20 de novembro de 2007

O ano já se aproximando do fim, lojas e fachadas travestidas de natal, pessoas em momentos agitados pré-compras, pré-férias, pré-festas, pré-fim de ano, e eu sem ver motivo para qualquer dessas coisas. Natal é ou já foi algo com um certo charme, ainda que não veja muito sentido religioso no meio de tanta euforía capitalista, mas ainda assim, eu espero por tempos melhores a cada ano que chega. É esse o sentimento que (ainda) o fim de ano me passa.
As pessoas estão cada vez mais sólidas, mais frias. Chega a doer ver o quanto cada um que nos cerca é menos caloroso, menos emotivo, apenas por não terem, talvez, conhecido algo melhor. O tempo passa, é cruel; e eu já disse uma vez, aqui mesmo, que o tempo é um predador sem dentes. Foi uma das melhores filosofias de vida que já me foram passadas. Nem lembro onde li isso, mas é muito sábio.
Pelo menos, nem tudo é triste. Temos um ano de Pan em que tudo deu certo - no Pan - apesar de tudo ter voltado ao normal(?) depois e com um direito à um bônus(?) de CPMF´s aprovadas, impunidade (já manjadíssima) no senado, policiais sendo mortos e neguinho da ONU vir encher o saco com aquele lamentável e dispensável papo de 'direitos humanos'; e ainda assim podemos sorrir com coisas legais na música, na cultura, no futebol (Copa 2014, será?), sempre os famigerados motivos que temos para ter orgulho, ainda que um pouquinho apenas, desse país que vivemos.
Para coroar a idéia que tive ao escrever esse post, coloco aqui uma música do Zé Ramalho que pode abençoar um pouco o meu texto.
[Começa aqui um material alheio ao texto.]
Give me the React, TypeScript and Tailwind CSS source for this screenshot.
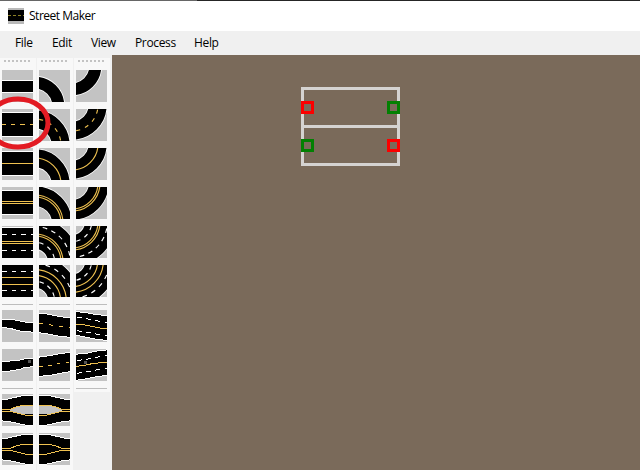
import type { ReactNode } from 'react';

// Tile drawings use three units per screen pixel.
const YELLOW = '#efc150';

function Tile({ children }: { children: ReactNode }) {
  return (
    <svg viewBox="0 0 93 96" className="block h-8 w-[31px] shrink-0 bg-[#c3c3c3]" shapeRendering="crispEdges">
      {children}
    </svg>
  );
}

type Line = { at: number; color: string; dash?: string; offset?: number };

function Straight({ top, bottom, lines = [] }: { top: number; bottom: number; lines?: Line[] }) {
  return (
    <Tile>
      <rect x="0" y={top - 3} width="93" height={bottom - top + 6} fill="#fff" />
      <rect x="0" y={top} width="93" height={bottom - top} fill="#000" />
      {lines.map((l) => (
        <path key={l.at} d={`M0 ${l.at}H93`} stroke={l.color} strokeWidth="3" strokeDasharray={l.dash} strokeDashoffset={l.offset} />
      ))}
    </Tile>
  );
}

// Quarter ring around a point just outside the tile's lower left corner.
const arc = (r: number) => `M-12 ${108 - r}A${r} ${r} 0 0 1 ${r - 12} 108V120`;

function Curve({ up, inner, outer, lines = [] }: { up?: boolean; inner: number; outer: number; lines?: Line[] }) {
  const mid = (inner + outer) / 2;
  return (
    <Tile>
      <g shapeRendering="auto" fill="none" transform={up ? 'translate(0 96) scale(1 -1)' : undefined}>
        <path d={arc(mid)} stroke="#fff" strokeWidth={outer - inner + 5} />
        <path d={arc(mid)} stroke="#000" strokeWidth={outer - inner} />
        {lines.map((l) => (
          <path key={l.at} d={arc(l.at)} stroke={l.color} strokeWidth="3.4" strokeDasharray={l.dash} strokeDashoffset={l.offset} />
        ))}
      </g>
    </Tile>
  );
}

function Bend({ top, bottom, children }: { top: string; bottom: string; children?: ReactNode }) {
  return (
    <Tile>
      <polygon points={`${top} ${bottom}`} fill="#000" stroke="#fff" strokeWidth="3" />
      {children}
    </Tile>
  );
}

function Mark({ p, c = YELLOW, dash }: { p: string; c?: string; dash?: string }) {
  return <polyline points={p} fill="none" stroke={c} strokeWidth="3" strokeDasharray={dash} />;
}

const D = '14 15';
const straightDash: Line = { at: 46.5, color: YELLOW, dash: '13 15', offset: 1 };

const dashed: Line[] = [{ at: 78, color: YELLOW, dash: '12 15.5', offset: 14.5 }];
const single: Line[] = [{ at: 78, color: YELLOW }];
const double: Line[] = [{ at: 78, color: YELLOW }, { at: 84, color: YELLOW }];
const fourLane: Line[] = [
  ...double,
  { at: 59, color: '#fff', dash: '13 14', offset: 14 },
  { at: 106, color: '#fff', dash: '14 13.4', offset: 4 },
];
const fiveLane: Line[] = [
  { at: 77, color: YELLOW },
  { at: 94, color: YELLOW },
  { at: 59, color: '#fff', dash: '13 13', offset: 12 },
  { at: 112, color: '#fff', dash: '14 15', offset: 26 },
];

function CurveSet({ up }: { up?: boolean }) {
  return (
    <>
      <Curve up={up} inner={52} outer={88} />
      <Curve up={up} inner={50} outer={104} lines={dashed} />
      <Curve up={up} inner={50} outer={104} lines={single} />
      <Curve up={up} inner={51} outer={110} lines={double} />
      <Curve up={up} inner={39} outer={131} lines={fourLane} />
      <Curve up={up} inner={40} outer={135} lines={fiveLane} />
    </>
  );
}

function Column({ roads, bends, tail }: { roads: ReactNode; bends: ReactNode; tail?: ReactNode }) {
  return (
    <div className={`flex w-9 flex-col bg-[#f8f8f8] pl-0.5 ${tail ? 'h-[412px]' : 'h-[334px]'}`}>
      <div className="flex h-3 shrink-0 items-center gap-0.5 pl-0.5">
        {[0, 1, 2, 3, 4, 5, 6].map((i) => <i key={i} className="mb-[6px] size-0.5 bg-[#c3c3c3]" />)}
      </div>
      <div className="flex flex-col gap-[7px]">{roads}</div>
      <div className="mt-[7px] mb-[5px] h-px w-[31px] shrink-0 bg-[#bdbdbd]" />
      <div className="flex flex-col gap-[7px]">{bends}</div>
      <div className="mt-[7px] mb-[5px] h-px w-[31px] shrink-0 bg-[#bdbdbd]" />
      {tail && <div className="flex flex-col gap-[7px]">{tail}</div>}
    </div>
  );
}

function Split({ right, filled }: { right?: boolean; filled?: boolean }) {
  return (
    <Tile>
      <g transform={right ? 'translate(93 0) scale(-1 1)' : undefined}>
        <polygon points="-6,18 18,15 48,8 69,3 100,3 100,93 69,93 45,88 24,83 -6,80" fill="#000" stroke="#fff" strokeWidth="3" />
        {filled && <polygon points="24,46 45,38 69,33 93,33 93,61 69,61 45,56 24,50" fill="#c3c3c3" />}
        <Mark p="0,46 24,46 45,38 69,33 93,33" />
        <Mark p="0,52 24,52 45,57 69,63 93,63" />
      </g>
    </Tile>
  );
}

const handles = [
  { key: 'nw', cls: 'left-0 top-[14px] border-[#fb0000]' },
  { key: 'ne', cls: 'right-0 top-[14px] border-[#028002]' },
  { key: 'sw', cls: 'left-0 top-[52px] border-[#028002]' },
  { key: 'se', cls: 'right-0 top-[52px] border-[#fb0000]' },
];

export default function App() {
  return (
    <div className="flex h-[470px] w-[640px] flex-col overflow-hidden bg-[#f0f0f0] font-['Open_Sans','Noto_Sans',sans-serif] text-black">
      <div className="flex h-px shrink-0">
        <div className="w-[197px] bg-[#666]" />
        <div className="flex-1 bg-[#252525]" />
      </div>
      <header className="flex h-[30px] shrink-0 items-center bg-white pl-2">
        <svg viewBox="0 0 16 16" className="size-4" shapeRendering="crispEdges">
          <path d="M0 0H16V16H0Z" fill="#b9b9b9" />
          <path d="M0 2H16V13H0Z" fill="#000" />
          <path d="M0 7.5H16" stroke="#8d8226" strokeDasharray="3 2" />
        </svg>
        <span className="ml-[5px] text-[12px] tracking-[-0.48px]">Street Maker</span>
      </header>
      <nav className="flex h-6 shrink-0 items-center pl-[15px] text-[12px] leading-6 tracking-[-0.35px]">
        <span className="w-[37px]">File</span>
        <span className="w-[39px]">Edit</span>
        <span className="w-11">View</span>
        <span className="w-[59px]">Process</span>
        <span>Help</span>
      </nav>
      <div className="flex h-[415px] shrink-0">
        <aside className="relative flex w-28 shrink-0 gap-px pt-[3px]">
          <Column
            roads={<>
              <Straight top={33} bottom={66} />
              <Straight top={12} bottom={81} lines={[straightDash]} />
              <Straight top={12} bottom={81} lines={[{ at: 46.5, color: YELLOW }]} />
              <Straight top={12} bottom={81} lines={[{ at: 43.5, color: YELLOW }, { at: 49.5, color: YELLOW }]} />
              <Straight top={6} bottom={96} lines={[{ at: 25.5, color: '#fff', dash: D }, { at: 46.5, color: YELLOW }, { at: 52.5, color: YELLOW }, { at: 73.5, color: '#fff', dash: D }]} />
              <Straight top={0} bottom={96} lines={[{ at: 19.5, color: '#fff', dash: D }, { at: 37.5, color: YELLOW }, { at: 58.5, color: YELLOW }, { at: 76.5, color: '#fff', dash: D }]} />
            </>}
            bends={<>
              <Bend top="-6,27 24,27 39,30 69,36 99,38" bottom="99,67 54,63 24,55 -6,52" />
              <Bend top="-6,40 24,36 54,33 72,29 99,27" bottom="99,53 69,55 54,61 24,66 -6,70">
                <rect x="78" y="33" width="8" height="8" fill="#555" />
              </Bend>
            </>}
            tail={<><Split filled /><Split /></>}
          />
          <Column
            roads={<CurveSet />}
            bends={<>
              <Bend top="-6,10 23,12 53,18 99,25" bottom="99,82 68,80 43,75 18,70 -6,68">
                <Mark p="0,40 30,44 60,49 93,53" dash="13 17" />
              </Bend>
              <Bend top="-6,25 33,20 68,13 99,10" bottom="99,67 63,73 33,79 -6,83">
                <Mark p="0,52 30,50 60,44 93,40" dash="11 16" />
              </Bend>
            </>}
            tail={<><Split right filled /><Split right /></>}
          />
          <Column
            roads={<CurveSet up />}
            bends={<>
              <Bend top="-6,5 27,7 52,12 99,18" bottom="99,92 62,88 22,80 -6,75">
                <Mark p="0,43 22,44 42,48 72,54 93,56" />
                <Mark p="3,22 30,26 60,32 93,37" c="#fff" dash="14 14" />
                <Mark p="3,62 30,66 60,72 93,76" c="#fff" dash="14 14" />
              </Bend>
              <Bend top="-6,16 32,13 62,6 99,2" bottom="99,78 62,83 27,90 -6,95">
                <Mark p="0,52 27,49 52,43 93,40" />
                <Mark p="3,35 30,31 60,25 93,20" c="#fff" dash="14 14" />
                <Mark p="3,73 30,69 60,63 93,58" c="#fff" dash="14 14" />
                <rect x="25" y="37" width="8" height="8" fill="#555" />
              </Bend>
            </>}
          />
          <svg className="absolute top-10 left-0 h-14 w-[52px]" viewBox="0 0 52 56">
            <ellipse cx="18" cy="28" rx="30" ry="24" fill="none" stroke="#e31b23" strokeWidth="5" />
          </svg>
        </aside>
        <main className="relative flex-1 bg-[#7a6a5a]">
          <div className="absolute top-8 left-[189px] h-[79px] w-[99px]">
            <div className="flex h-full flex-col border-[3px] border-[#d5d3d1]">
              <div className="h-[35px]" />
              <div className="h-[3px] bg-[#d5d3d1]" />
            </div>
            {handles.map((h) => <div key={h.key} className={`absolute size-[13px] border-[3px] bg-[#7a6a5a] ${h.cls}`} />)}
          </div>
        </main>
      </div>
    </div>
  );
}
Quem não conhece, vale muito a pena dar uma lida nessa letra.

O Meu País
Zé Ramalho
Composição: Livardo Alves - Orlando Tejo - Gilvan Chaves


Tô vendo tudo, tô vendo tudo
Mas, bico calado, faz de conta que sou mudo

Um país que crianças elimina
Que não ouve o clamor dos esquecidos
Onde nunca os humildes são ouvidos
E uma elite sem deus é quem domina
Que permite um estupro em cada esquina
E a certeza da dúvida infeliz
Onde quem tem razão baixa a cerviz
E massacram - se o negro e a mulher
Pode ser o país de quem quiser
Mas não é, com certeza, o meu país

Um país onde as leis são descartáveis
Por ausência de códigos corretos
Com quarenta milhões de analfabetos
E maior multidão de miseráveis
Um país onde os homens confiáveis
Não têm voz, não têm vez, nem diretriz
Mas corruptos têm voz e vez e bis
E o respaldo de estímulo incomum
Pode ser o país de qualquer um
Mas não é com certeza o meu país

Um país que perdeu a identidade
Sepultou o idioma português
Aprendeu a falar pornofonês
Aderindo à global vulgaridade
Um país que não tem capacidade
De saber o que pensa e o que diz
Que não pode esconder a cicatriz
De um povo de bem que vive mal
Pode ser o país do carnaval
Mas não é com certeza o meu país

Um país que seus índios discrimina
E as ciências e as artes não respeita
Um país que ainda morre de maleita
Por atraso geral da medicina
Um país onde escola não ensina
E hospital não dispõe de raio - x
Onde a gente dos morros é feliz
Se tem água de chuva e luz do sol
Pode ser o país do futebol
Mas não é com certeza o meu país

Tô vendo tudo, tô vendo tudo
Mas, bico calado, faz de conta que sou mudo

Um país que é doente e não se cura
Quer ficar sempre no terceiro mundo
Que do poço fatal chegou ao fundo
Sem saber emergir da noite escura
Um país que engoliu a compostura
Atendendo a políticos sutis
Que dividem o brasil em mil brasis
Pra melhor assaltar de ponta a ponta
Pode ser o país do faz-de-conta
Mas não é com certeza o meu país

Tô vendo tudo, tô vendo tudo
Mas, bico calado, faz de conta que sou mudo.